Nel pieno centro di Milano, a pochi passi dal Duomo, si trova la Chiesa ortodossa di San Vito Pasquirolo. Come ogni giorno, il tempo è scandito dalle diverse celebrazioni in programma, con le persone che all’ora della messa si riuniscono in preghiera. In silenzio, i presenti ascoltano la predica del prete. Alla fine della cerimonia, la chiesa si svuota. Dopo aver dedicato un momento a Dio, la gente torna alla frettolosa vita milanese. Padre Makar, rettore del tempio, ha voglia di uscire fuori dalle porte per prendere un po’ d’aria. A un anno dalla guerra in Ucraina, ripensa all’aiuto che la sua parrocchia ha offerto e alla speranza che tutto finisca presto.
«Tutto il tempo durante la guerra, noi abbiamo fatto il possibile mandando aiuti. Prima di tutto le medicine, poi cibo e anche vestiti», racconta. Ringrazia gli italiani per l’immensa generosità e per quel supporto che ancora oggi non si ferma: «Condividono con noi la nostra difficoltà, le nostre lacrime». Padre Makar viene dal Donbass, il luogo dove tutto è iniziato. «Il mio cuore piangeva», dice ricordando il 24 febbraio 2022. Quel maledetto giorno.

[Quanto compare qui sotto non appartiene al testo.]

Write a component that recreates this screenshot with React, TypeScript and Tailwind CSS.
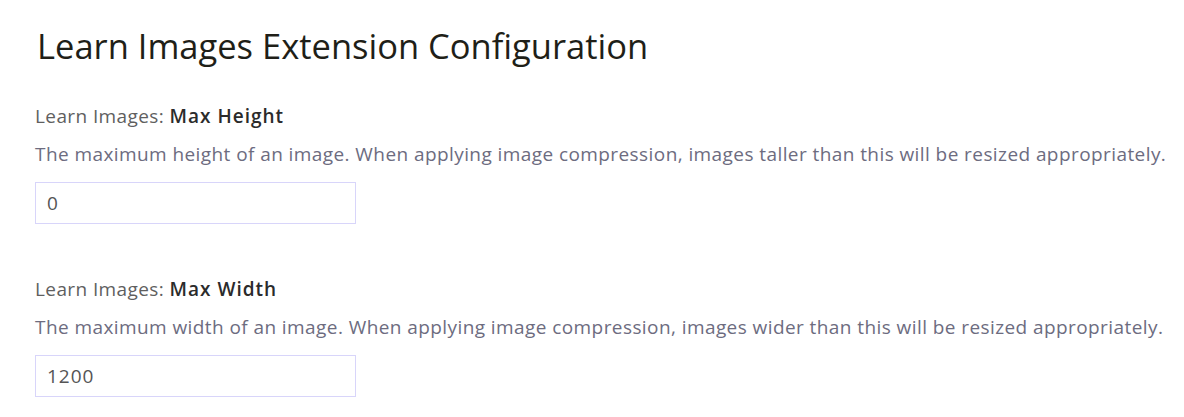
import React from "react";

function Setting({ name, desc, value }: { name: string; desc: string; value: string }) {
  return (
    <div className="flex flex-col">
      <div className="text-[19px] leading-[24px] tracking-[0.4px] text-[#5f5f5f]">
        Learn Images: <span className="font-semibold tracking-[1px] text-[#2b2b2b]">{name}</span>
      </div>
      <div className="mt-[14px] text-[19px] leading-[24px] tracking-[0.42px] text-[#6d6c7f]">{desc}</div>
      <div className="mt-[16px] w-[321px] h-[42px] border border-[#d8d5fa] bg-white flex items-center px-[11px] text-[19px] tracking-[1px] text-[#555555]">
        {value}
      </div>
    </div>
  );
}

export default function App() {
  return (
    <div
      className="w-[1184px] h-[417px] bg-white overflow-hidden pl-[35px] pt-[26px]"
      style={{ fontFamily: '"Open Sans", "Noto Sans", sans-serif' }}
    >
      <h1 className="ml-[2px] text-[34.5px] leading-[40px] text-[#1f1f18] font-medium">
        Learn Images Extension Configuration
      </h1>
      <div className="mt-[38px] flex flex-col gap-[53px]">
        <Setting
          name="Max Height"
          desc="The maximum height of an image. When applying image compression, images taller than this will be resized appropriately."
          value="0"
        />
        <Setting
          name="Max Width"
          desc="The maximum width of an image. When applying image compression, images wider than this will be resized appropriately."
          value="1200"
        />
      </div>
    </div>
  );
}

Là ha tutta la famiglia, gli amici con cui è cresciuto, ma non ha paura. Lui spera che tutto passerà e «si torni a vivere in pace». Sorridendo, aggiunge però qualcosa di inaspettato. Un messaggio che forse può portare la speranza a un livello superiore, più reale. «I nostri parrocchiani russi, aiutavano molto gli ucraini. Insieme, insieme, tutti insieme». Continuano a lavorare in piena unità, ucraini e russi, uomini di popoli divisi dalla guerra, ma che restano uniti dalle lacrime.

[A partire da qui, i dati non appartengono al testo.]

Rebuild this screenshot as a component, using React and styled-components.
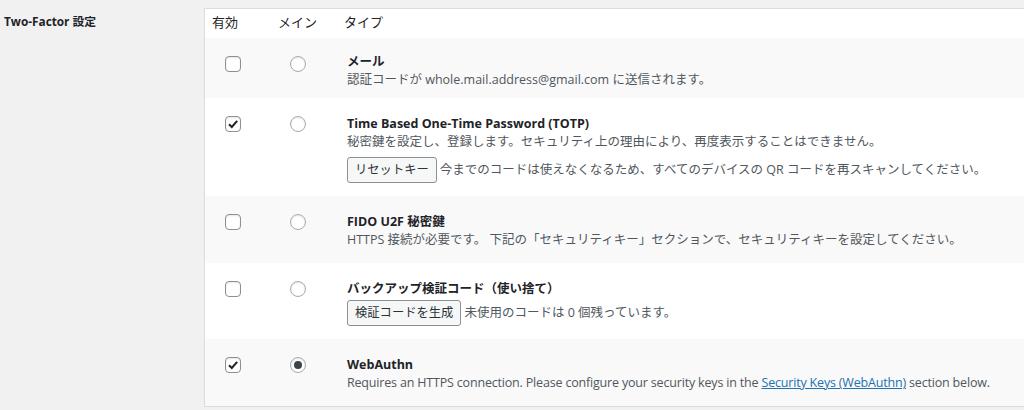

Una guerra «di amicizie spezzate», il racconto di Giorgio
Padre Makar conduce la messa con l’aiuto di Giorgio, un ragazzo ucraino di trent’anni che vive a Milano con la sua famiglia. È sposato, ha due bambine, e da quando è arrivato in Italia cerca di condurre una vita normale. Ma la guerra, per lui che l’ha vista iniziare, è un chiodo fisso. Lui lo sa quanto costa: è inciso sulla sua pelle, intriso nella sua memoria. «E’ una battaglia tra politici, non tra popoli». Giorgio continua a ripeterlo con l’emozione negli occhi.
Mentre parla pensa ai suoi amici, ai parenti che non vede da mesi. «Quando è iniziata la guerra ero in Ucraina, ma non ho mai pensato solo a me. Ho alcuni familiari in Russia, e anche loro sono distrutti dal dolore». Giorgio racconta di amicizie spezzate, legami interrotti a causa di decisioni altrui.

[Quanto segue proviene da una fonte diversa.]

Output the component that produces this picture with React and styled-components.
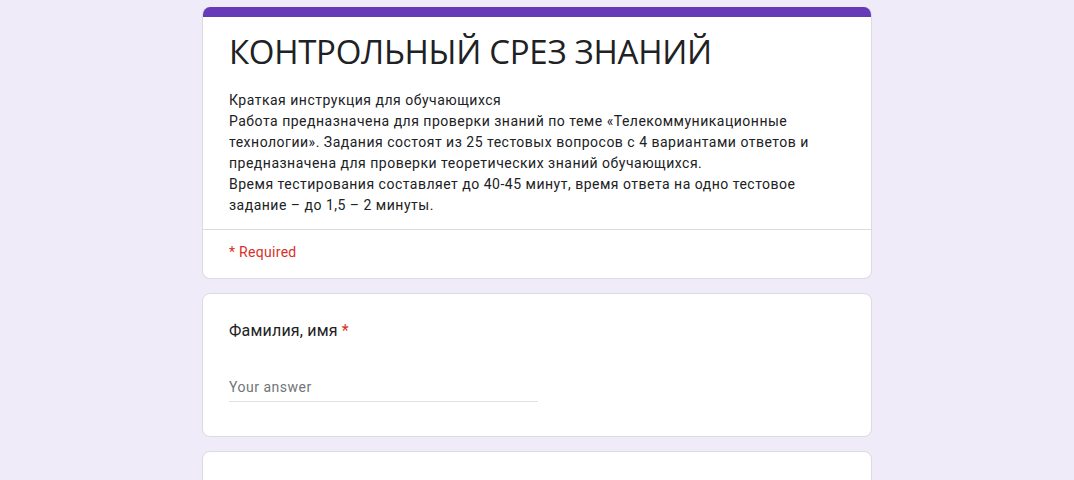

Racconta di Sasha. Uno dei suoi migliori amici, costretto ad arruolarsi contro la sua volontà: «Non voleva andare in guerra, odiava l’idea di dover far male a qualcuno», spiega. E questo, secondo i suoi racconti, sembra essere un sentimento condiviso da molti suoi coetanei. L’esposizione mediatica della guerra, così cruda, quasi estrema, ne ha messo in luce via social tutti gli orrori. Giorgio mostra filmati inediti condivisi ogni giorno sui canali Telegram. Nessuna censura. Sangue, esplosioni, macerie. Questo è tutto quello che, ad un anno dall’inizio, resta di due Paesi che non trovano pace.